Since 1975 Colorado Division of Wildlife (now Colorado Parks and Wildlife, CPW) has used the harvest limit system as the means for controlling harvest. Each lion DAU is comprised of multiple game management units (GMUs) with harvest limits set in each of these GMUs or GMU groups. When totaled together they form the DAU harvest limit. A harvest limit represents the maximum amount of hunting mortality CPW managers consider acceptable in any one year. In a few cases the harvest limit matches precisely with the harvest objective. In most cases, because the harvest objective is rarely met, the harvest limit is higher than the harvest objective in order to optimize hunting opportunity. Hunter harvest and total mortality are monitored on a 5-year running average. If harvest or total mortality exceed running average objective levels and are predicted to continue exceeding, or if the proportion of females taken relative to objective levels is excessive, then recommendations to reduce harvest limits follow.
Mountain lion licenses are issued in unlimited quantity. Prior to hunting a hunter calls a toll free number or Colorado Parks and Wildlife office to learn if a particular game management unit is open for lion hunting. There is a mandatory check requirement for lion. System records are updated when lion kills are reported. When a unit (or unit group) meets the harvest limit, then that unit or grouping of units is closed to lion hunting for the remainder of lion seasons that year.
Hunter harvest of mountain lion has increased from 81 in 1980, reaching its highest level in 2001 of 439. Harvest limits gradually increased from 1980 before leveling at about 790 from 1999 through 2004. From about 1992 through 2001 the proportion of females in hunting mortality appeared to be growing from about 40% to about 45%. In the late 1990’s to early 2000’s, hunters in some areas began reporting that the number of older males in hunter harvest seemed to be declining.
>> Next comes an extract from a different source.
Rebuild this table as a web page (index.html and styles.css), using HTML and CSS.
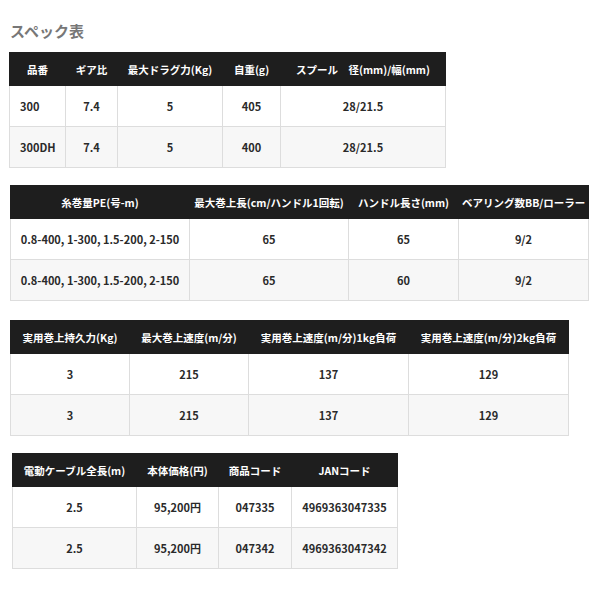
FILE: index.html
```html
<!DOCTYPE html>
<html lang="ja">
<head>
<meta charset="utf-8">
<link rel="stylesheet" href="styles.css">
</head>
<body>
<div class="page">
  <h2 class="title">スペック表</h2>

  <table class="spec t1">
    <colgroup><col class="c1-1"><col class="c1-2"><col class="c1-3"><col class="c1-4"><col class="c1-5"></colgroup>
    <thead><tr><th>品番</th><th>ギア比</th><th>最大ドラグ力(Kg)</th><th>自重(g)</th><th>スプール　径(mm)/幅(mm)</th></tr></thead>
    <tbody>
      <tr><td class="left">300</td><td>7.4</td><td>5</td><td>405</td><td>28/21.5</td></tr>
      <tr class="alt"><td class="left">300DH</td><td>7.4</td><td>5</td><td>400</td><td>28/21.5</td></tr>
    </tbody>
  </table>

  <table class="spec t2">
    <colgroup><col class="c2-1"><col class="c2-2"><col class="c2-3"><col class="c2-4"></colgroup>
    <thead><tr><th>糸巻量PE(号-m)</th><th>最大巻上長(cm/ハンドル1回転)</th><th>ハンドル長さ(mm)</th><th class="clip">ベアリング数BB/ローラー</th></tr></thead>
    <tbody>
      <tr><td>0.8-400, 1-300, 1.5-200, 2-150</td><td>65</td><td>65</td><td>9/2</td></tr>
      <tr class="alt"><td>0.8-400, 1-300, 1.5-200, 2-150</td><td>65</td><td>60</td><td>9/2</td></tr>
    </tbody>
  </table>

  <table class="spec t3">
    <colgroup><col class="c3-1"><col class="c3-2"><col class="c3-3"><col class="c3-4"></colgroup>
    <thead><tr><th>実用巻上持久力(Kg)</th><th>最大巻上速度(m/分)</th><th>実用巻上速度(m/分)1kg負荷</th><th>実用巻上速度(m/分)2kg負荷</th></tr></thead>
    <tbody>
      <tr><td>3</td><td>215</td><td>137</td><td>129</td></tr>
      <tr class="alt"><td>3</td><td>215</td><td>137</td><td>129</td></tr>
    </tbody>
  </table>

  <table class="spec t4">
    <colgroup><col class="c4-1"><col class="c4-2"><col class="c4-3"><col class="c4-4"></colgroup>
    <thead><tr><th>電動ケーブル全長(m)</th><th>本体価格(円)</th><th>商品コード</th><th>JANコード</th></tr></thead>
    <tbody>
      <tr><td>2.5</td><td>95,200円</td><td>047335</td><td>4969363047335</td></tr>
      <tr class="alt"><td>2.5</td><td>95,200円</td><td>047342</td><td>4969363047342</td></tr>
    </tbody>
  </table>
</div>
</body>
</html>
```

FILE: styles.css
```css
html, body {
  margin: 0;
  padding: 0;
  background: #ffffff;
}
body {
  font-family: "Noto Sans CJK JP", "Noto Sans", sans-serif;
  color: #333333;
}
.page {
  padding: 22px 0 0 9px;
}
.title {
  margin: 0 0 12px 1px;
  font-size: 15px;
  line-height: 18px;
  font-weight: 700;
  color: #777777;
}
.spec {
  border-collapse: collapse;
  table-layout: fixed;
  margin-bottom: 18px;
  font-size: 11px;
  font-weight: 700;
}
.spec th {
  background: #1e1e1e;
  color: #ffffff;
  height: 32px;
  padding: 0 3px;
  font-size: 10.5px;
  font-weight: 700;
  text-align: center;
  white-space: nowrap;
  overflow: hidden;
  border: 1px solid #1e1e1e;
}
.spec td {
  height: 40px;
  padding: 0 3px;
  text-align: center;
  border: 1px solid #dddddd;
  white-space: nowrap;
  color: #2a2a2a;
}
.spec tr.alt td {
  background: #f7f7f7;
}
.spec td.left {
  text-align: left;
  padding-left: 10px;
}
.spec th.clip {
  text-overflow: clip;
}
.t1 { width: 436px; margin-bottom: 17px; }
.c1-1 { width: 56px; }
.c1-2 { width: 52px; }
.c1-3 { width: 105px; }
.c1-4 { width: 58px; }
.c1-5 { width: 165px; }

.t2 { width: 578px; margin-left: 1px; margin-bottom: 19px; }
.c2-1 { width: 179px; }
.c2-2 { width: 159px; }
.c2-3 { width: 110px; }
.c2-4 { width: 130px; }

.t3 { width: 558px; margin-left: 1px; margin-bottom: 17px; }
.c3-1 { width: 119px; }
.c3-2 { width: 119px; }
.c3-3 { width: 160px; }
.c3-4 { width: 160px; }

.t4 { width: 385px; margin-left: 3px; }
.c4-1 { width: 124px; }
.c4-2 { width: 82px; }
.c4-3 { width: 73px; }
.c4-4 { width: 106px; }
```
Growing attention by hunters and species advocate groups, along with concern from CPW manager led to more detailed analysis and development of new DAU plans statewide in 2004.
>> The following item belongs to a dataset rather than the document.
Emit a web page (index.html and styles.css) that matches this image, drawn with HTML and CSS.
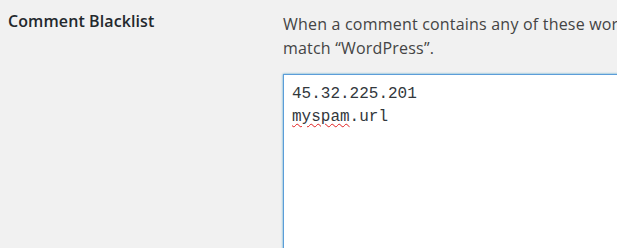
FILE: index.html
```html
<!DOCTYPE html>
<html>
<head>
<meta charset="utf-8">
<link rel="stylesheet" href="styles.css">
</head>
<body>
<div class="row">
  <div class="label">Comment Blacklist</div>
  <div class="field">
    <p class="desc"><span class="line">When a comment contains any of these words in its content, name, URL, email, or IP, it will be put in the trash. One word or IP per line. It will match inside words, so “press” will</span><br><span class="line">match “WordPress”.</span></p>
    <div class="textarea"><div>45.32.225.201</div><div><span class="misspelled">myspam</span>.url</div></div>
  </div>
</div>
</body>
</html>
```
FILE: styles.css
```css
html, body {
  margin: 0;
  padding: 0;
  background: #f1f1f1;
  overflow: hidden;
  width: 617px;
  height: 248px;
}
.row {
  display: grid;
  grid-template-columns: 275px 600px;
  padding-left: 8px;
  padding-top: 9px;
}
.label {
  font-family: "Open Sans", sans-serif;
  font-weight: 600;
  font-size: 16px;
  line-height: 24px;
  letter-spacing: 0.1px;
  color: #23282d;
}
.desc {
  margin: 0;
  font-family: "Open Sans", sans-serif;
  font-size: 16px;
  line-height: 24px;
  letter-spacing: 0.2px;
  color: #444;
  padding-top: 3px;
}
.line {
  white-space: nowrap;
}
.textarea {
  margin-top: 14px;
  width: 560px;
  height: 240px;
  background: #fff;
  border: 1px solid #5b9dd9;
  box-shadow: 0 0 2px rgba(30, 140, 190, .8);
  padding: 8px 8px;
  font-family: "Liberation Mono", monospace;
  font-size: 16px;
  line-height: 23px;
  color: #32373c;
}
.misspelled {
  text-decoration: underline wavy #e02020;
  text-decoration-thickness: 1px;
  text-underline-offset: 2px;
}
```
Beginning in 2005, CPW hosted a series of seminars with lion hunters and houndsmen providing information about gender identification and the value of females in lion populations, information was also provided “on line”, and in the lion hunting brochure. Hunters were asked to voluntarily reduce harvest of females in DAUs managed toward stable to increasing lion populations. In addition, CPW developed an “on line” lion hunter education course and test containing gender identification information and other lion hunting information. In 2007, the Wildlife Commission required hunter to have taken and passed this course before they can obtain a lion hunting license. Voluntary effort to reduce female hunting mortality was successful in reducing the proportion of females from about 44% on average to 36% over the past five years. The lion hunter education requirement will complement the management contributions by hunters and houndsmen.
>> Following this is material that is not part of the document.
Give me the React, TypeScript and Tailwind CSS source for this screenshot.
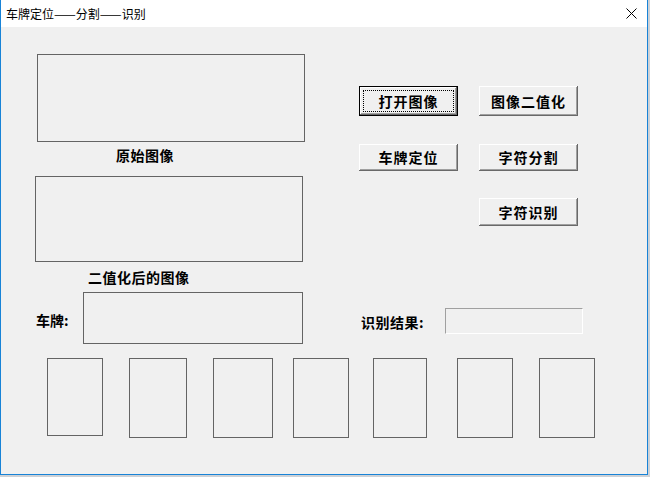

At present, Colorado Parks and Wildlife does not have an accurate estimate of mountain lion populations. Given this lack of information, there has been much speculation about the appropriate level of harvest. Without a cost effective and reliable census technique we must rely on other indices such as those found in the data analysis unit plans and through annual monitoring of mortality composition changes. None of these mechanisms are absolute; therefore harvest limit recommendations by Colorado Parks and Wildlife staff tend to be conservative. Harvest limits represent the maximum level of possible harvest for that year. On a statewide basis, harvest limits are never reached since in some management units both the harvest objective and harvest limit are greater than hunters ever take. Functionally, these units provide unlimited hunting recreation opportunity during lion seasons. In other management units the harvest limits are regularly reached and hunter harvest is a tool to increase or decrease the lion population. Since hunter harvest and non-hunting mortality is annually variable and dependent upon influences such as weather, snow conditions, and damage conflicts; lion mortality is monitored on five and ten year running averages.
There is ongoing research on the Uncompahgre Plateau and in the mountains west of Denver/Boulder/Longmont. The research on the west slope is focused on the affects of hunter harvest on population demographics and on examining the management assumptions that form the framework for current DAU plans. The front-range research is aimed at testing multiple human-lion conflict prevention methods as well as examining lion demographic and behavior in human altered environments.